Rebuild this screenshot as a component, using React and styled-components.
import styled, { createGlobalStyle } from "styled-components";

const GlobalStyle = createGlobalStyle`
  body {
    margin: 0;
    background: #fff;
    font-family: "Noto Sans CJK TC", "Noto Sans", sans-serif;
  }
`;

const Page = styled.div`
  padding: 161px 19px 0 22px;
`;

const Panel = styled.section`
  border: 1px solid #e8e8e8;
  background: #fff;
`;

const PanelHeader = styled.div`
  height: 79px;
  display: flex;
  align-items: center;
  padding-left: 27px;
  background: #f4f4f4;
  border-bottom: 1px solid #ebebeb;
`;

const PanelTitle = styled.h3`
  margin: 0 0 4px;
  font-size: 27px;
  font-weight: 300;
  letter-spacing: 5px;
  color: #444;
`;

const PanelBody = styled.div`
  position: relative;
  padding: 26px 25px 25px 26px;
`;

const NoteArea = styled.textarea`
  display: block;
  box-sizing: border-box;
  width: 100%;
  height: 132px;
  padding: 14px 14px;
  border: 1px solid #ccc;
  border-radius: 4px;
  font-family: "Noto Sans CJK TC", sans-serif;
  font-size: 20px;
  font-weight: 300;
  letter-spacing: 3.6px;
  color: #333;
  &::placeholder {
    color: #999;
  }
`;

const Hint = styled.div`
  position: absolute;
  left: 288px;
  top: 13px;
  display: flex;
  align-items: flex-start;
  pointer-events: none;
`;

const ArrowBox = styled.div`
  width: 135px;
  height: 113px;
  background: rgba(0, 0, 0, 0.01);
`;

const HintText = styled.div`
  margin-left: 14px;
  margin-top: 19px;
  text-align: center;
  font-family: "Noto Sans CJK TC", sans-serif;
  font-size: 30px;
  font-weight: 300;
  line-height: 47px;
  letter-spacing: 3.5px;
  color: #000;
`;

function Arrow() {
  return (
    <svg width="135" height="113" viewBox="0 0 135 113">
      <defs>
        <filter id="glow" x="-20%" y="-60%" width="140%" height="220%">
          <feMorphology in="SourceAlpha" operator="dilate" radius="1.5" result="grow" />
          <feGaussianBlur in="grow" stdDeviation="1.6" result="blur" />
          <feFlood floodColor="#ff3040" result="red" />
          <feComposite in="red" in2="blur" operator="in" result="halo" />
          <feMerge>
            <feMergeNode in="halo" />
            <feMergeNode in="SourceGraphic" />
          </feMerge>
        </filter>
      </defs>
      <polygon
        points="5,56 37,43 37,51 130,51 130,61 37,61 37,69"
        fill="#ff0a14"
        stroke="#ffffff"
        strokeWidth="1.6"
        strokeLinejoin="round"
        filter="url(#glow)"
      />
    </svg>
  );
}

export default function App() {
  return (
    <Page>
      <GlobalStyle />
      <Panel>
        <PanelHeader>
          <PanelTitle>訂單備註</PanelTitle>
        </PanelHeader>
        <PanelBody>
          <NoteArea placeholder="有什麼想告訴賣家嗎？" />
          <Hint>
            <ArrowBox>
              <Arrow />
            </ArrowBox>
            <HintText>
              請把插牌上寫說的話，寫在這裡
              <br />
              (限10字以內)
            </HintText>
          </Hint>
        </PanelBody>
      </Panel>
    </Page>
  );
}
○ ○ ○ ○ ○
INSTRUCTIONS TO FOLLOW
Every line above needs to be retyped exactly.

FINAL ANSWER
Rebuild this screenshot as a component, using React and styled-components.
import styled, { createGlobalStyle } from "styled-components";

const GlobalStyle = createGlobalStyle`
  body {
    margin: 0;
    background: #fff;
    font-family: "Noto Sans CJK TC", "Noto Sans", sans-serif;
  }
`;

const Page = styled.div`
  padding: 161px 19px 0 22px;
`;

const Panel = styled.section`
  border: 1px solid #e8e8e8;
  background: #fff;
`;

const PanelHeader = styled.div`
  height: 79px;
  display: flex;
  align-items: center;
  padding-left: 27px;
  background: #f4f4f4;
  border-bottom: 1px solid #ebebeb;
`;

const PanelTitle = styled.h3`
  margin: 0 0 4px;
  font-size: 27px;
  font-weight: 300;
  letter-spacing: 5px;
  color: #444;
`;

const PanelBody = styled.div`
  position: relative;
  padding: 26px 25px 25px 26px;
`;

const NoteArea = styled.textarea`
  display: block;
  box-sizing: border-box;
  width: 100%;
  height: 132px;
  padding: 14px 14px;
  border: 1px solid #ccc;
  border-radius: 4px;
  font-family: "Noto Sans CJK TC", sans-serif;
  font-size: 20px;
  font-weight: 300;
  letter-spacing: 3.6px;
  color: #333;
  &::placeholder {
    color: #999;
  }
`;

const Hint = styled.div`
  position: absolute;
  left: 288px;
  top: 13px;
  display: flex;
  align-items: flex-start;
  pointer-events: none;
`;

const ArrowBox = styled.div`
  width: 135px;
  height: 113px;
  background: rgba(0, 0, 0, 0.01);
`;

const HintText = styled.div`
  margin-left: 14px;
  margin-top: 19px;
  text-align: center;
  font-family: "Noto Sans CJK TC", sans-serif;
  font-size: 30px;
  font-weight: 300;
  line-height: 47px;
  letter-spacing: 3.5px;
  color: #000;
`;

function Arrow() {
  return (
    <svg width="135" height="113" viewBox="0 0 135 113">
      <defs>
        <filter id="glow" x="-20%" y="-60%" width="140%" height="220%">
          <feMorphology in="SourceAlpha" operator="dilate" radius="1.5" result="grow" />
          <feGaussianBlur in="grow" stdDeviation="1.6" result="blur" />
          <feFlood floodColor="#ff3040" result="red" />
          <feComposite in="red" in2="blur" operator="in" result="halo" />
          <feMerge>
            <feMergeNode in="halo" />
            <feMergeNode in="SourceGraphic" />
          </feMerge>
        </filter>
      </defs>
      <polygon
        points="5,56 37,43 37,51 130,51 130,61 37,61 37,69"
        fill="#ff0a14"
        stroke="#ffffff"
        strokeWidth="1.6"
        strokeLinejoin="round"
        filter="url(#glow)"
      />
    </svg>
  );
}

export default function App() {
  return (
    <Page>
      <GlobalStyle />
      <Panel>
        <PanelHeader>
          <PanelTitle>訂單備註</PanelTitle>
        </PanelHeader>
        <PanelBody>
          <NoteArea placeholder="有什麼想告訴賣家嗎？" />
          <Hint>
            <ArrowBox>
              <Arrow />
            </ArrowBox>
            <HintText>
              請把插牌上寫說的話，寫在這裡
              <br />
              (限10字以內)
            </HintText>
          </Hint>
        </PanelBody>
      </Panel>
    </Page>
  );
}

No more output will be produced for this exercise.